The Sexual Revolution in Old Russia

Dr Matthew Raphael Johnson brings us a new Orthodox Nationalist, this week looking at the pre-revolutionary sexual liberation movement in Russia. The death of Nicholas I in the midst of the Crimean War signaled the start of the revolution. The abolition of serfdom in 1861 (just a few years later) seemed to hammer the final nail into the coffin of the “shameful past.” The few survivors of the Decembrist revolt, a noble revolution stopped by Nicholas, saw this event as a worthy end of their lives, and a victory over their nemesis, the conservative Nikolai and all that he stood for.

The nobility of the Russian Empire, at one point accustomed for centuries to serve the throne and Fatherland, ingloriously left the stage. They also led the revolutionary movements. Not quite capitalist, not traditional, ideologically confused and altogether secular, these indebted families, the target of all royal policy from Ivan III onward, went to the cities and led the liberal revolution in 1905.

After the freedom of the serfs in 1861, the nobles were to be compensated for their lost labor. The fact that the Emperor could easily cancel these payments shows the irrelevance of this class. The nobility did not invest the money in the improvement of Russia, but preferred to consume it in their wasteful lifestyle. Thus was laid the cornerstone for imminent economic impoverishment and the ruin of the nobility on the one hand, and the collapse of the Russian Empire – on the other.

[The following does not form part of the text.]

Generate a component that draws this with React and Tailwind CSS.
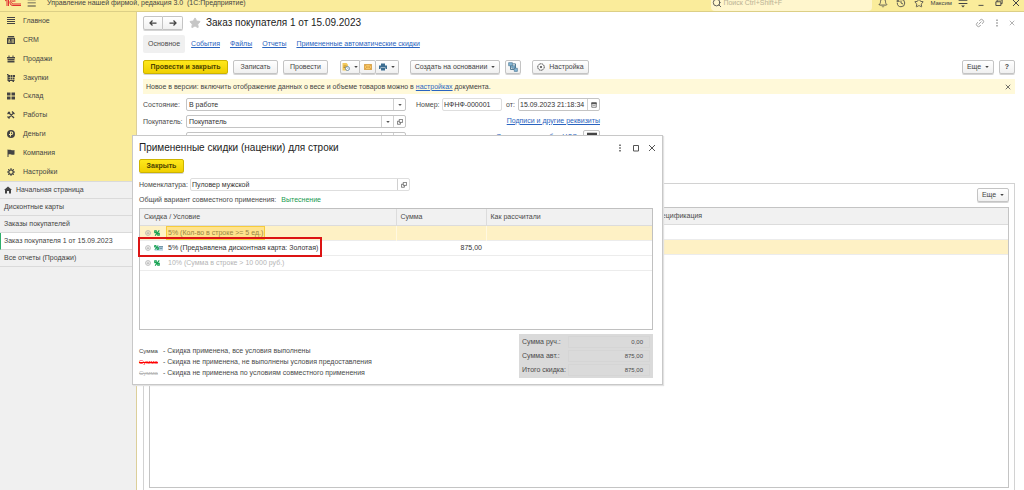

This broadcast therefore, centers on the death of old Russia. As always, it comes from within. Dmitri Pisarev (see above) was the the intellectual leader of the “Nihilists” in Russia, or what in the west would be called the “Positivists.” Nihilism was never the belief in “nothing.” Nihilism was synonymous with nominalism, or the rejection of universals. No universal meanings or values were inherent in the natural order. There was no human nature and the only “universal” permitted was cause and effect. The “world machine” that was music to the ears of the new elite.

At the turn of the century in Petersburg, many dominant, elite families consecrated themselves to Dionysus and used the artificial “crystal palace” as their symbol. This served as the epicenter for the rich and powerful in Peter’s “Floating City.” The desire was to bring “Parisian” manners to Russia, as they were understood to mean at the time. To be “Parisian” was to be Bohemian and politically revolutionary. Gypsy choirs, seen as libertine and non-Christian, were used to bring the Dionysian feelings to their apex while the vodka flowed. The idle rich, the old noble families long replaced and the salon women, were all willing to listen to any “spiritualist” that flattered them. The males were almost all deeply involved in Freemasonry and Jacobin politics.